Steven, you are 100% correct, I was throwing so much stuff in the blog post that I didn't clearly explain it the way I should have.

If you are storing your collection away in binders the color of the home print likely will not fade for years, possibly decades.

Quality lab printed photos, are said to be something that should last for at least 100 years. Displaying a lab photo out in the bright lights or sunlight will seriously shorten it's expected lifespan.

These modern print at home images will likely have a 10-20 year life span. If you display or frame these to hang in a lit room, you will watch them disappear much faster than any lab photo.

I too have home printed images signed about 10 years ago, that today the signature is just bleeding out into the print, they were stored away in a binder, and the color of the print itself is still great.   
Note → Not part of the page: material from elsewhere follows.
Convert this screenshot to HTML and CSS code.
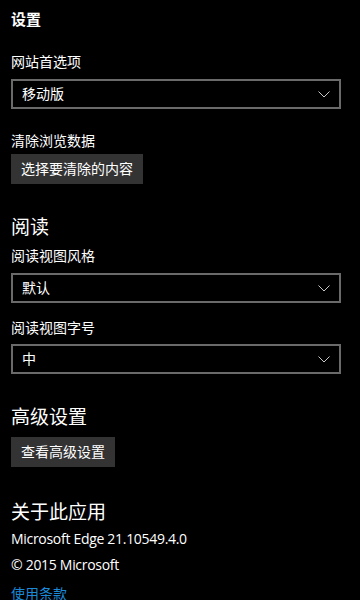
FILE: index.html
```html
<!DOCTYPE html>
<html lang="zh-CN">
<head>
<meta charset="utf-8">
<title>设置</title>
<link rel="stylesheet" href="styles.css">
</head>
<body>
<div class="page">
  <div class="header">设置</div>

  <div class="label label-first">网站首选项</div>
  <div class="select">
    <span class="select-text">移动版</span>
    <svg class="chev" width="12" height="7" viewBox="0 0 12 7"><path d="M0.5 0.5 L6 6 L11.5 0.5" fill="none" stroke="#c8c8c8" stroke-width="1"/></svg>
  </div>

  <div class="label label-gap">清除浏览数据</div>
  <div class="btn btn-tight">选择要清除的内容</div>

  <div class="title title-read">阅读</div>
  <div class="label label-sub">阅读视图风格</div>
  <div class="select">
    <span class="select-text">默认</span>
    <svg class="chev" width="12" height="7" viewBox="0 0 12 7"><path d="M0.5 0.5 L6 6 L11.5 0.5" fill="none" stroke="#c8c8c8" stroke-width="1"/></svg>
  </div>

  <div class="label label-gap2">阅读视图字号</div>
  <div class="select">
    <span class="select-text">中</span>
    <svg class="chev" width="12" height="7" viewBox="0 0 12 7"><path d="M0.5 0.5 L6 6 L11.5 0.5" fill="none" stroke="#c8c8c8" stroke-width="1"/></svg>
  </div>

  <div class="title title-adv">高级设置</div>
  <div class="btn btn-adv">查看高级设置</div>

  <div class="title title-about">关于此应用</div>
  <div class="info info-first">Microsoft Edge 21.10549.4.0</div>
  <div class="info">© 2015 Microsoft</div>
  <div class="link">使用条款</div>
</div>
</body>
</html>
```

FILE: styles.css
```css
html, body {
  margin: 0;
  padding: 0;
  background: #000;
}
body {
  color: #fff;
  font-family: "Noto Sans", "Noto Sans CJK SC", sans-serif;
  font-size: 14px;
  width: 360px;
  height: 600px;
  overflow: hidden;
}
.page {
  padding: 9px 0 0 11px;
  display: flex;
  flex-direction: column;
  align-items: flex-start;
}
.header {
  font-size: 15px;
  line-height: 20px;
  font-weight: 600;
}
.label {
  font-size: 14px;
  line-height: 20px;
}
.label-first { margin-top: 23px; margin-bottom: 7px; }
.label-gap { margin-top: 22px; margin-bottom: 3px; }
.label-sub { margin-top: 6px; margin-bottom: 7px; }
.label-gap2 { margin-top: 15px; margin-bottom: 6px; }
.select {
  box-sizing: border-box;
  width: 330px;
  height: 30px;
  border: 2px solid #6a6a6a;
  display: flex;
  align-items: center;
  justify-content: space-between;
  padding: 0 9px 0 9px;
}
.select-text {
  font-size: 14px;
  line-height: 20px;
}
.chev {
  display: block;
  margin-top: 1px;
}
.btn {
  box-sizing: border-box;
  height: 30px;
  background: #333;
  padding: 0 10px;
  display: flex;
  align-items: center;
  font-size: 14px;
  line-height: 20px;
  color: #fff;
}
.title {
  font-size: 19px;
  line-height: 26px;
}
.title-read { margin-top: 30px; }
.title-adv { margin-top: 30px; margin-bottom: 7px; }
.title-about { margin-top: 32px; }
.info {
  font-family: "Open Sans", "Noto Sans CJK SC", sans-serif;
  font-size: 14px;
  line-height: 20px;
  letter-spacing: -0.3px;
  margin-top: 6px;
}
.info-first { margin-top: 4px; }
.link {
  color: #1a8ad8;
  font-size: 14px;
  line-height: 20px;
  margin-top: 9px;
}
```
A home printed image signed at the same time, that was framed and displayed in a fan's home has all but faded to a sad watered down version of itself with a fuzzy signature.

Blanks in my opinion are great for cuts, if you are matting a cast piece....but the minute you have someone print a photo over that sharpie marker, it is like something happens to the signature.....at least here in my world. I have done my best to avoid anything that has been printed over, but when you buy a collection here or there, you get some without fail. It seems that within a few years the autographs bleed, I know they are real, but they just seem ruined to me. 

It all depends on what you plan on doing with the signed item, Display? Store away? either way you want a nice clean signature to remain a nice clean signature, not blur out over time.

I will stand by my comment that the lab produced photo is well worth the extra that you may pay for it.

Comment by Steve Zarelli on December 9, 2015 at 4:38pm

How do you tell the difference between a blank where the signature was printed over and a possible high res print that was signed after the image was printed? Does the signature literally look printed over under magnification or does the sharpie ink somehow shed the printer ink? Is there a difference in the effect on the signature between the two?